Concrete is used in a high volume of projects in Portland, including sidewalks and ADA ramps, bicycle and pedestrian paths, fire hydrant pads, retaining walls for parks, and large infrastructure projects such as the Water Bureau’s Bull Run filtration facility and the Bureau of Environmental Services’ wastewater and stormwater infrastructure. The new sustainability standards will accelerate the bureaus’ use of concrete that is durable but manufactured with lower climate impacts.
Projects that are currently underway and are using low-carbon concrete include:
Implementing the new threshold requirements will reportedly result in a range of 3%-35% reduction in greenhouse gas emissions over historically used concrete mixes. For example, a new water reservoir project would result in a 19% reduction in concrete-embodied carbon, saving approximately 3.5 kg-CO2e which is the equivalent of removing 754 gasoline-powered cars of the road.
“This has been a unique and thoughtful process that has taken stakeholder recommendations into account through the implementation at every stage,” said Michael Bernert, Vice President, at Wilsonville Concrete Products, a member of the stakeholder committee. “This process involved engineers, contractors and suppliers, which is not always the case.”
“The Water Bureau’s filtration project has been evaluating ways to maximize the use of low-carbon concrete in an industry where standards are sometimes slow to change,” said Jodie Inman, the Portland Water Bureau’s Chief Engineer.
“These thresholds demonstrate that the City of Portland is a large customer that cares about concrete performance and reducing our carbon footprint. This creates an incentive for suppliers and contractors to provide materials that meet our new, stricter standards.”
The new city standards will take effect in January.

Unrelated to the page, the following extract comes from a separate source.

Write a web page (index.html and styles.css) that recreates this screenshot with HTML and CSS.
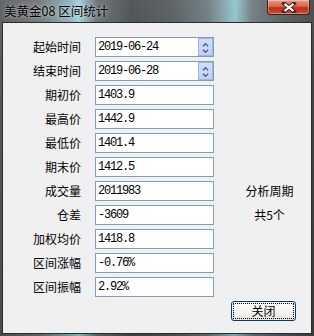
FILE: index.html
```
<!DOCTYPE html>
<html>
<head>
<meta charset="utf-8">
<link rel="stylesheet" href="styles.css">
</head>
<body>
<div class="window">
  <div class="titlebar">
    <span class="title">美黄金08 区间统计</span>
    <div class="close">
      <svg width="16" height="11" viewBox="0 0 16 11"><path d="M3 1.5 L13 9.5 M13 1.5 L3 9.5" stroke="#3a2a28" stroke-width="4" stroke-linecap="square"/><path d="M3.5 2 L12.5 9 M12.5 2 L3.5 9" stroke="#ffffff" stroke-width="2.2"/></svg>
    </div>
  </div>
  <div class="client">
    <div class="form">
      <div class="lbl">起始时间</div>
      <div class="field"><span class="val">2019-06-24</span><span class="spin"><svg width="15" height="18" viewBox="0 0 15 18"><path d="M4.5 7 L7.5 4 L10.5 7" fill="none" stroke="#4d6185" stroke-width="1.6"/><path d="M4.5 11 L7.5 14 L10.5 11" fill="none" stroke="#4d6185" stroke-width="1.6"/></svg></span></div>
      <div class="lbl">结束时间</div>
      <div class="field"><span class="val">2019-06-28</span><span class="spin"><svg width="15" height="18" viewBox="0 0 15 18"><path d="M4.5 7 L7.5 4 L10.5 7" fill="none" stroke="#4d6185" stroke-width="1.6"/><path d="M4.5 11 L7.5 14 L10.5 11" fill="none" stroke="#4d6185" stroke-width="1.6"/></svg></span></div>
      <div class="lbl">期初价</div>
      <div class="field"><span class="val">1403.9</span></div>
      <div class="lbl">最高价</div>
      <div class="field"><span class="val">1442.9</span></div>
      <div class="lbl">最低价</div>
      <div class="field"><span class="val">1401.4</span></div>
      <div class="lbl">期末价</div>
      <div class="field"><span class="val">1412.5</span></div>
      <div class="lbl">成交量</div>
      <div class="field"><span class="val">2011983</span></div>
      <div class="note">分析周期</div>
      <div class="lbl">仓差</div>
      <div class="field"><span class="val">-3609</span></div>
      <div class="note">共5个</div>
      <div class="lbl">加权均价</div>
      <div class="field"><span class="val">1418.8</span></div>
      <div class="lbl">区间涨幅</div>
      <div class="field"><span class="val">-0.76%</span></div>
      <div class="lbl">区间振幅</div>
      <div class="field"><span class="val">2.92%</span></div>
    </div>
    <div class="actions">
      <button class="btn"><span class="focus">关闭</span></button>
    </div>
  </div>
</div>
</body>
</html>
```
FILE: styles.css
```
html, body {
  margin: 0;
  padding: 0;
}
body {
  width: 314px;
  height: 336px;
  overflow: hidden;
  font-family: "Noto Sans CJK SC", "Liberation Sans", sans-serif;
  font-size: 12px;
  color: #000;
}
.window {
  width: 314px;
  height: 336px;
  box-sizing: border-box;
  padding: 0 2px 2px 2px;
  display: flex;
  flex-direction: column;
  background:
    linear-gradient(180deg, rgba(255,255,255,0.08) 0%, rgba(0,0,0,0) 25%, rgba(0,0,0,0.15) 100%),
    linear-gradient(90deg, #55595c 0%, #6b7073 12%, #86aeb6 22%, #9ccfd8 25%, #646c70 31%, #454b4e 42%, #52595c 55%, #6a767b 66%, #8fc2cb 75%, #6d7c80 80%, #52585b 90%, #444 100%);
}
.titlebar {
  height: 22px;
  flex: none;
  display: flex;
  align-items: flex-start;
  position: relative;
}
.title {
  margin-left: 2px;
  margin-top: 3px;
  line-height: 16px;
  font-size: 12.5px;
  color: #000;
  text-shadow: 0 0 5px rgba(255,255,255,0.55), 0 0 2px rgba(255,255,255,0.4);
}
.close {
  position: absolute;
  top: 0;
  right: 2px;
  width: 43px;
  height: 15px;
  box-sizing: border-box;
  border: 1px solid #3b1d18;
  border-top: none;
  border-radius: 0 0 4px 4px;
  background: linear-gradient(180deg, #e39a88 0%, #d8664e 45%, #bf2f18 55%, #cc4a30 100%);
  box-shadow: inset 0 0 0 1px rgba(255,255,255,0.35);
  display: flex;
  align-items: center;
  justify-content: center;
}
.client {
  flex: 1;
  border: 1px solid #2c2c2c;
  background: #f0f0f0;
  display: flex;
  flex-direction: column;
}
.form {
  display: grid;
  grid-template-columns: 78px 119px 1fr;
  grid-auto-rows: 20px;
  column-gap: 14px;
  row-gap: 4px;
  padding-top: 14px;
}
.lbl {
  grid-column: 1;
  text-align: right;
  line-height: 20px;
  white-space: nowrap;
}
.field {
  grid-column: 2;
  box-sizing: border-box;
  border: 1px solid #7f9db9;
  background: #fff;
  display: flex;
  align-items: center;
}
.val {
  flex: 1;
  padding-left: 2px;
  font-family: "Liberation Mono", monospace;
  font-size: 12px;
  letter-spacing: -1.2px;
  line-height: 18px;
}
.spin {
  width: 15px;
  height: 18px;
  box-sizing: border-box;
  background: linear-gradient(180deg, #cfdcfb 0%, #c1d2fa 100%);
  border: 1px solid #9db4e4;
  display: flex;
}
.note {
  grid-column: 3;
  text-align: center;
  line-height: 20px;
  white-space: nowrap;
}
.actions {
  display: flex;
  justify-content: flex-end;
  padding-right: 15px;
  margin-top: 4px;
}
.btn {
  width: 65px;
  height: 20px;
  box-sizing: border-box;
  border: 1px solid #003c74;
  border-radius: 3px;
  background: linear-gradient(180deg, #ffffff 0%, #f4f3ee 60%, #e3e2da 100%);
  padding: 1px;
  margin: 0;
  font-family: "Noto Sans CJK SC", sans-serif;
  font-size: 12px;
  color: #000;
  display: flex;
}
.focus {
  flex: 1;
  border: 1px dotted #000;
  display: flex;
  align-items: center;
  justify-content: center;
  line-height: 14px;
}
```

Current Sustainable Procurement Initiatives, including the Low-Carbon Concrete Initiative and the new Embodied Carbon Thresholds for Concrete Mixes, can be found here.
Low-Emission Concrete Research
In August, Swedish multinational power company Vattenfall developed what it’s calling a “climate-smart hydropower concrete” that can reportedly use less cement, reducing its overall carbon dioxide emissions by about a quarter.
The company reports by reducing its cement content in structural concrete, there is a direct reduction in the strain on what otherwise would be inputted to the environment. To achieve this reduction in cement quantity and heat development, Vattenfall is using by-products that react with cement in combination with lessons learned from the company’s major periods of expansion in the 1950s and '60s to develop a modern, climate-smart concrete concept.
In wake of the development, Vattenfall is planning to utilize the climate-smart hydropower concrete to replace parts of an existing dam at its Lilla Edet power station in Göta älv near Gothenburg, Sweden. The company plans to complete the dam replacement project by 2024.
In November, a study conducted by current and former researchers at Massachusetts Institute of Technology’s Concrete Sustainability Hub looked at how concrete emissions could be reduced in U.S. buildings and pavements.
The MIT Concrete Sustainability Hub is a team of researchers from several departments across MIT working on concrete and infrastructure science, engineering and economics. Its research is supported by the Portland Cement Association and the Ready Mixed Concrete Research and Education Foundation.
According to their findings, the team predicts that concrete buildings and pavement emissions could be reduced by roughly 50%, even as concrete use increases. Currently, concrete production is estimated to contribute around 1% of emissions in the nation and remains one of several carbon-intensive industries globally.
In predicting that the use of the material will only continue to increase in the future, researchers looked at how environmental impacts of concrete could be reduced.
To estimate how greenhouse gas reduction strategies could minimize the cumulative emissions of each sector and how they compare to national GHG reduction targets, researchers took extensive life-cycle assessments of the structures and pavements. In doing so, the team reported that if reduction strategies were implemented, the emissions for pavements and buildings between 2016 and 2050 could fall by up to 65% and 57%, respectively.
Most recently, in what is being touted as a “world’s first,” three engineers from Cambridge, England, have reportedly created a zero-emissions cement. The trio, comprised of Dr. Cyrille Dunant, Dr. Pippa Horton and Julian Allwood, have already filed a patent for the material and have since been awarded additional research funding.
Inspired by the chemistry involved with used cement and lime-flux from conventional steel recycling processes, Dunant embarked on the invention of Cambridge Electric Cement. According to reports, the zero-emissions cement is made by utilizing a recycling loop that eliminates the emissions of cement production, saves raw materials and reduces the emissions needed to make lime-flux.
To create the material, the engineers started with demolition waste from an old building, which is made up of stones, sand, cement powder and water. Once the team is able to gather the old cement power, it is used to replace lime-flux in steel recycling.
Then, as the steel melts, the flux forms a slag that floats on the liquid steel, to protect it from oxygen in the air. After the recycled steel is tapped off, the liquid slag can cool rapidly in air. The remaining material is ground into a powder, which the team argues is virtually identical to the clinker, or the basis of the new cement.